■ **Records provided**

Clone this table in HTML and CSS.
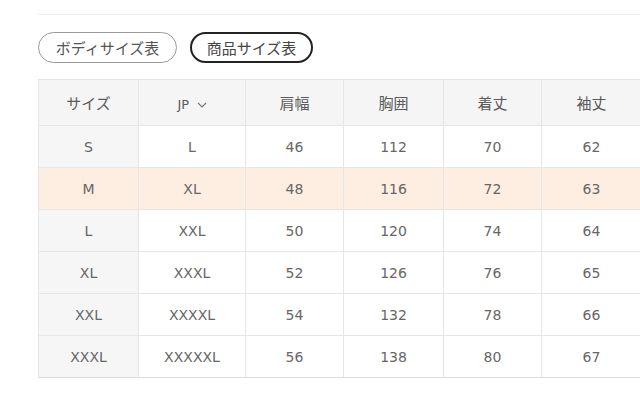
FILE: index.html
```html
<!DOCTYPE html>
<html lang="ja">
<head>
<meta charset="utf-8">
<link rel="stylesheet" href="styles.css">
</head>
<body>
<div class="page">
  <div class="rule"></div>
  <div class="tabs">
    <button class="pill">ボディサイズ表</button>
    <button class="pill active">商品サイズ表</button>
  </div>
  <div class="table-wrap">
    <table class="size">
      <colgroup>
        <col class="c1"><col class="c2"><col class="c3"><col class="c4"><col class="c5"><col class="c6">
      </colgroup>
      <thead>
        <tr><th>サイズ</th><th><span class="latin">JP</span> <svg class="chev" width="10" height="6" viewBox="0 0 10 6"><path d="M1 1l4 4 4-4" fill="none" stroke="#777" stroke-width="1.2"/></svg></th><th>肩幅</th><th>胸囲</th><th>着丈</th><th>袖丈</th></tr>
      </thead>
      <tbody>
        <tr><td>S</td><td>L</td><td>46</td><td>112</td><td>70</td><td>62</td></tr>
        <tr class="hl"><td>M</td><td>XL</td><td>48</td><td>116</td><td>72</td><td>63</td></tr>
        <tr><td>L</td><td>XXL</td><td>50</td><td>120</td><td>74</td><td>64</td></tr>
        <tr><td>XL</td><td>XXXL</td><td>52</td><td>126</td><td>76</td><td>65</td></tr>
        <tr><td>XXL</td><td>XXXXL</td><td>54</td><td>132</td><td>78</td><td>66</td></tr>
        <tr><td>XXXL</td><td>XXXXXL</td><td>56</td><td>138</td><td>80</td><td>67</td></tr>
      </tbody>
    </table>
  </div>
</div>
</body>
</html>
```
FILE: styles.css
```css
* { box-sizing: border-box; }
html, body { margin: 0; padding: 0; background: #fff; }
body {
  font-family: "Noto Sans CJK JP", "Noto Sans", sans-serif;
  color: #555;
  width: 640px;
  height: 405px;
  overflow: hidden;
}
.page { padding-left: 38px; padding-top: 14px; }
.rule { height: 1px; background: #ececec; }
.tabs { display: flex; gap: 13px; margin-top: 17px; }
.pill {
  font-family: inherit;
  font-size: 15px;
  color: #555;
  background: #fff;
  border: 1px solid #9a9a9a;
  border-radius: 16px;
  height: 31px;
  padding: 0;
  line-height: 1;
  width: 139px;
}
.pill.active { border: 2px solid #222; width: 123px; color: #444; }
.table-wrap { margin-top: 16px; width: 602px; overflow: hidden; }
.size {
  border-collapse: collapse;
  width: 603px;
  table-layout: fixed;
  font-family: "DejaVu Sans", "Noto Sans CJK JP", sans-serif;
  font-size: 14px;
  color: #666;
}
.c1 { width: 100px; } .c2 { width: 107px; } .c3 { width: 98px; }
.c4 { width: 100px; } .c5 { width: 98px; } .c6 { width: 100px; }
.size th, .size td {
  border: 1px solid #e6e6e6;
  text-align: center;
  font-weight: normal;
  padding: 0;
}
.size th {
  height: 46px;
  background: #f5f5f5;
  color: #5a5a5a;
  font-family: "Noto Sans CJK JP", sans-serif;
  font-size: 15px;
}
.size th .latin { font-family: "DejaVu Sans", sans-serif; font-size: 13px; }
.size td { height: 42px; background: #fff; }
.size td:first-child { background: #f6f6f7; }
.size tr.hl td { background: #fdeee1; }
.size tbody tr:last-child td { border-bottom-color: #ddd; }
.chev { margin-left: 4px; vertical-align: middle; }
```
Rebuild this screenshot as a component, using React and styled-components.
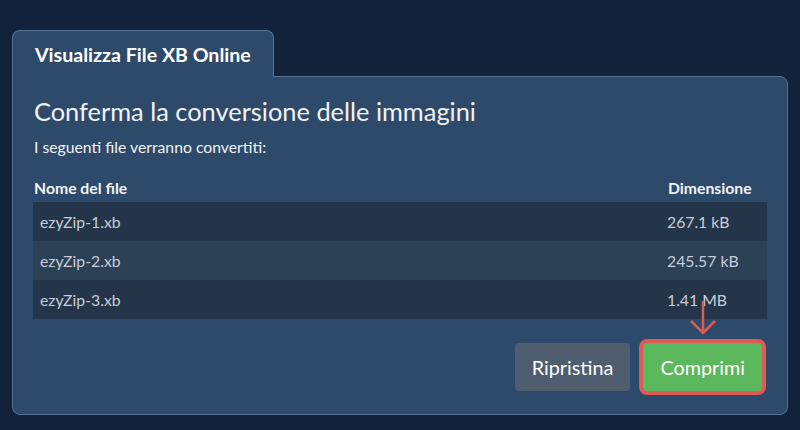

■ **Task prompt**
The records above must be printed exactly; the pictures stay out.

■ **Exercise solution**
Clone this table in HTML and CSS.
FILE: index.html
```html
<!DOCTYPE html>
<html lang="ja">
<head>
<meta charset="utf-8">
<link rel="stylesheet" href="styles.css">
</head>
<body>
<div class="page">
  <div class="rule"></div>
  <div class="tabs">
    <button class="pill">ボディサイズ表</button>
    <button class="pill active">商品サイズ表</button>
  </div>
  <div class="table-wrap">
    <table class="size">
      <colgroup>
        <col class="c1"><col class="c2"><col class="c3"><col class="c4"><col class="c5"><col class="c6">
      </colgroup>
      <thead>
        <tr><th>サイズ</th><th><span class="latin">JP</span> <svg class="chev" width="10" height="6" viewBox="0 0 10 6"><path d="M1 1l4 4 4-4" fill="none" stroke="#777" stroke-width="1.2"/></svg></th><th>肩幅</th><th>胸囲</th><th>着丈</th><th>袖丈</th></tr>
      </thead>
      <tbody>
        <tr><td>S</td><td>L</td><td>46</td><td>112</td><td>70</td><td>62</td></tr>
        <tr class="hl"><td>M</td><td>XL</td><td>48</td><td>116</td><td>72</td><td>63</td></tr>
        <tr><td>L</td><td>XXL</td><td>50</td><td>120</td><td>74</td><td>64</td></tr>
        <tr><td>XL</td><td>XXXL</td><td>52</td><td>126</td><td>76</td><td>65</td></tr>
        <tr><td>XXL</td><td>XXXXL</td><td>54</td><td>132</td><td>78</td><td>66</td></tr>
        <tr><td>XXXL</td><td>XXXXXL</td><td>56</td><td>138</td><td>80</td><td>67</td></tr>
      </tbody>
    </table>
  </div>
</div>
</body>
</html>
```
FILE: styles.css
```css
* { box-sizing: border-box; }
html, body { margin: 0; padding: 0; background: #fff; }
body {
  font-family: "Noto Sans CJK JP", "Noto Sans", sans-serif;
  color: #555;
  width: 640px;
  height: 405px;
  overflow: hidden;
}
.page { padding-left: 38px; padding-top: 14px; }
.rule { height: 1px; background: #ececec; }
.tabs { display: flex; gap: 13px; margin-top: 17px; }
.pill {
  font-family: inherit;
  font-size: 15px;
  color: #555;
  background: #fff;
  border: 1px solid #9a9a9a;
  border-radius: 16px;
  height: 31px;
  padding: 0;
  line-height: 1;
  width: 139px;
}
.pill.active { border: 2px solid #222; width: 123px; color: #444; }
.table-wrap { margin-top: 16px; width: 602px; overflow: hidden; }
.size {
  border-collapse: collapse;
  width: 603px;
  table-layout: fixed;
  font-family: "DejaVu Sans", "Noto Sans CJK JP", sans-serif;
  font-size: 14px;
  color: #666;
}
.c1 { width: 100px; } .c2 { width: 107px; } .c3 { width: 98px; }
.c4 { width: 100px; } .c5 { width: 98px; } .c6 { width: 100px; }
.size th, .size td {
  border: 1px solid #e6e6e6;
  text-align: center;
  font-weight: normal;
  padding: 0;
}
.size th {
  height: 46px;
  background: #f5f5f5;
  color: #5a5a5a;
  font-family: "Noto Sans CJK JP", sans-serif;
  font-size: 15px;
}
.size th .latin { font-family: "DejaVu Sans", sans-serif; font-size: 13px; }
.size td { height: 42px; background: #fff; }
.size td:first-child { background: #f6f6f7; }
.size tr.hl td { background: #fdeee1; }
.size tbody tr:last-child td { border-bottom-color: #ddd; }
.chev { margin-left: 4px; vertical-align: middle; }
```
Rebuild this screenshot as a component, using React and styled-components.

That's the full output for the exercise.